How to use this calculator effectively
The calculator on this page is designed for fast, practical analysis. Enter a variable name so your result reads naturally, add units if relevant, choose the number of decimal places you want, and select a chart type that suits your presentation. The output includes:
- The original and new values
- The absolute change
- The percentage increase or decrease
- A formula breakdown for verification
- A chart comparing the two values visually
This makes the tool useful for reporting, teaching, budgeting, KPI reviews, and operational monitoring. Visual charts are especially helpful when sharing results with colleagues or clients who want both the exact number and a quick visual impression of the size of the change.
Best practices for reporting percentage increase
If you are presenting results in a report or dashboard, include enough context for readers to understand the meaning of the increase. A strong presentation typically includes the time period, the original value, the updated value, the absolute change, and the percentage increase. For example, instead of saying, “Revenue increased by 18%,” it is clearer to say, “Monthly revenue increased from $125,000 to $147,500, a gain of $22,500 or 18%.”
Also consider whether your audience needs seasonal context, inflation adjustment, or normalization.

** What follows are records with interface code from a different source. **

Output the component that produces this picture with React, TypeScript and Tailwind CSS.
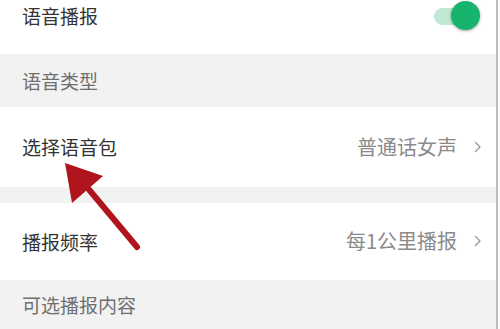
import React from 'react';

const font = { fontFamily: '"Noto Sans CJK SC", "Noto Sans", sans-serif' };

const Chevron: React.FC = () => (
  <svg width="8" height="12" viewBox="0 0 8 12" className="ml-[17px] mr-[14px]">
    <path d="M1.5 1.5 L6 6 L1.5 10.5" fill="none" stroke="#9a9a9a" strokeWidth="1.4" strokeLinecap="round" strokeLinejoin="round" />
  </svg>
);

const SectionHeader: React.FC<{ label: string; height: string }> = ({ label, height }) => (
  <div className={`flex items-center bg-[#f2f2f2] pl-[22px] ${height}`}>
    <span className="text-[19px] text-[#6f6f6f] leading-none">{label}</span>
  </div>
);

const ValueRow: React.FC<{ label: string; value: string; height: string }> = ({ label, value, height }) => (
  <div className={`flex items-center bg-white pl-[22px] ${height}`}>
    <span className="text-[19px] text-[#333] leading-none">{label}</span>
    <span className="ml-auto text-[20px] text-[#8a8a8a] leading-none">{value}</span>
    <Chevron />
  </div>
);

const Toggle: React.FC = () => (
  <div className="relative w-[46px] h-[30px] mr-[16px] mt-[1px]">
    <div className="absolute left-0 top-[7px] w-[40px] h-[17px] rounded-full bg-[#bfe9d3]" />
    <div className="absolute right-0 top-0 w-[29px] h-[29px] rounded-full bg-[#17b46d] shadow-[0_1px_3px_rgba(0,0,0,0.35)]" />
  </div>
);

export default function App() {
  return (
    <div className="relative w-[500px] h-[329px] overflow-hidden bg-white flex" style={font}>
      <div className="flex flex-col w-[496px]">
        <div className="flex items-start justify-between bg-white pl-[22px] h-[55px]">
          <span className="text-[19px] text-[#333] leading-none mt-[6px]">语音播报</span>
          <Toggle />
        </div>
        <SectionHeader label="语音类型" height="h-[53px]" />
        <ValueRow label="选择语音包" value="普通话女声" height="h-[81px]" />
        <div className="h-[16px] bg-[#f2f2f2]" />
        <ValueRow label="播报频率" value="每1公里播报" height="h-[78px]" />
        <SectionHeader label="可选播报内容" height="h-[50px]" />
      </div>
      <div className="w-[2px] bg-[#bdbdbd]" />
      <div className="flex-1 bg-white" />

      <svg className="absolute left-0 top-0 pointer-events-none" width="500" height="329" viewBox="0 0 500 329">
        <line x1="86" y1="186" x2="137" y2="247" stroke="#b0141c" strokeWidth="6" strokeLinecap="round" />
        <polygon points="65,163 103,176 72,203" fill="#b0141c" />
      </svg>
    </div>
  );
}
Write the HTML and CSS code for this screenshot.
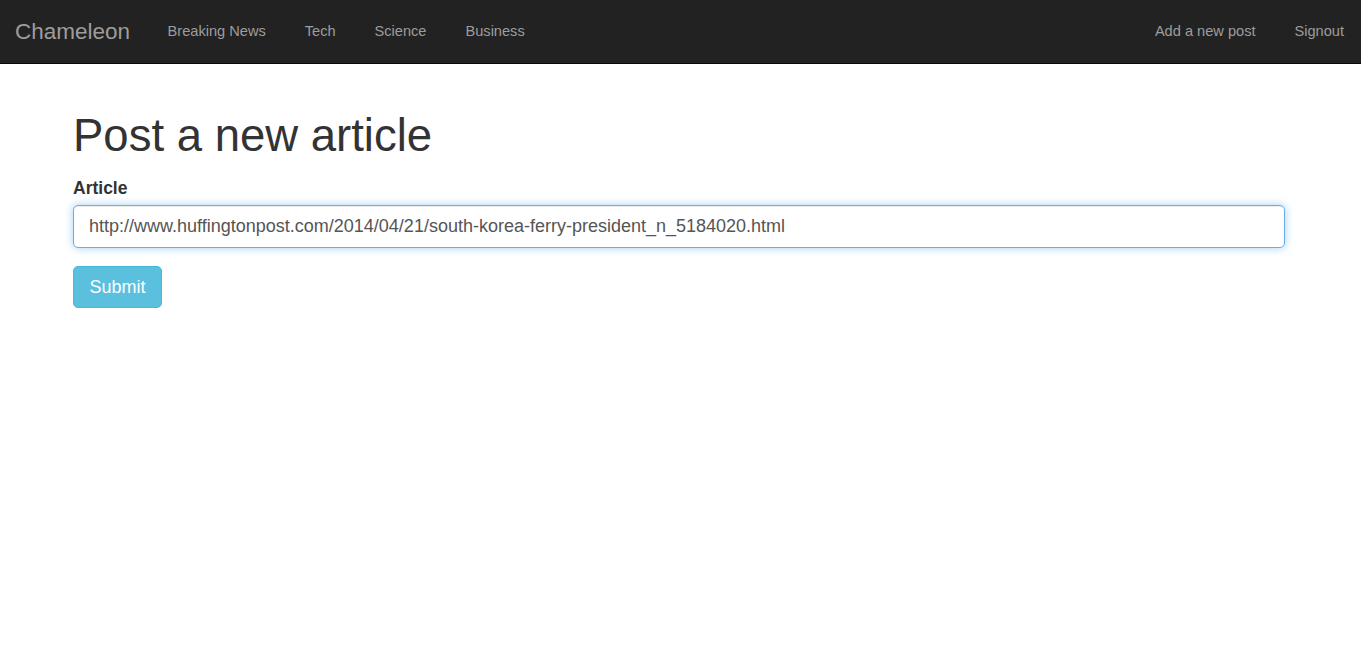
FILE: index.html
```html
<!DOCTYPE html>
<html>
<head>
<meta charset="utf-8">
<title>Chameleon</title>
<link rel="stylesheet" href="styles.css">
</head>
<body>
<nav class="navbar">
  <div class="nav-left">
    <a class="brand" href="#">Chameleon</a>
    <ul class="nav">
      <li><a href="#">Breaking News</a></li>
      <li><a href="#">Tech</a></li>
      <li><a href="#">Science</a></li>
      <li><a href="#">Business</a></li>
    </ul>
  </div>
  <ul class="nav nav-right">
    <li><a href="#">Add a new post</a></li>
    <li><a href="#">Signout</a></li>
  </ul>
</nav>
<main class="container">
  <h1 class="title">Post a new article</h1>
  <form class="form">
    <label class="label" for="article">Article</label>
    <input class="input" id="article" type="text" value="http://www.huffingtonpost.com/2014/04/21/south-korea-ferry-president_n_5184020.html">
    <button class="btn" type="button">Submit</button>
  </form>
</main>
</body>
</html>
```

FILE: styles.css
```css
* { box-sizing: border-box; }
html, body { margin: 0; padding: 0; background: #fff; }
body {
  font-family: "Liberation Sans", Arial, sans-serif;
  color: #333;
}
.navbar {
  display: flex;
  justify-content: space-between;
  align-items: center;
  height: 64px;
  background: #222;
  border-bottom: 1px solid #080808;
}
.nav-left { display: flex; align-items: center; }
.brand {
  color: #9d9d9d;
  text-decoration: none;
  font-size: 22.5px;
  padding: 0 18px 0 15px;
  line-height: 63px;
}
.nav {
  display: flex;
  list-style: none;
  margin: 0;
  padding: 0;
}
.nav a {
  display: block;
  color: #9d9d9d;
  text-decoration: none;
  font-size: 14.6px;
  padding: 0 19.5px;
  line-height: 63px;
}
.nav-right li:last-child a { padding-right: 17px; }
.container {
  padding: 0 76px 0 73px;
}
.title {
  font-size: 45.5px;
  font-weight: 400;
  margin: 0;
  padding-top: 46px;
  line-height: 52px;
  color: #333;
}
.form { display: flex; flex-direction: column; align-items: flex-start; }
.label {
  font-weight: 700;
  font-size: 17.5px;
  margin-top: 15px;
  margin-bottom: 6px;
  line-height: 22px;
}
.input {
  width: 100%;
  height: 43px;
  padding: 0 15px;
  font-family: "Liberation Sans", Arial, sans-serif;
  font-size: 18px;
  color: #555;
  border: 1px solid #66afe9;
  border-radius: 5px;
  outline: 0;
  box-shadow: inset 0 1px 1px rgba(0,0,0,.075), 0 0 8px rgba(102,175,233,.6);
}
.btn {
  margin-top: 18px;
  height: 42px;
  padding: 0 15.5px;
  font-family: "Liberation Sans", Arial, sans-serif;
  font-size: 18px;
  color: #fff;
  background: #5bc0de;
  border: 1px solid #46b8da;
  border-radius: 5px;
}
```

A raw percentage increase might be technically correct while still being incomplete for strategic interpretation.
Final takeaway
To calculate percentage increase for a variable, subtract the original value from the new value, divide by the original value, and multiply by 100. This method translates raw growth into a relative measure that is easier to compare across different scales and contexts. It is one of the most important formulas in practical data analysis because it turns simple before-and-after values into actionable insight.
Use the calculator above whenever you need a fast, accurate answer. It is especially helpful when you want not only the exact percentage increase, but also a clean explanation and a chart that makes the result easier to understand and communicate.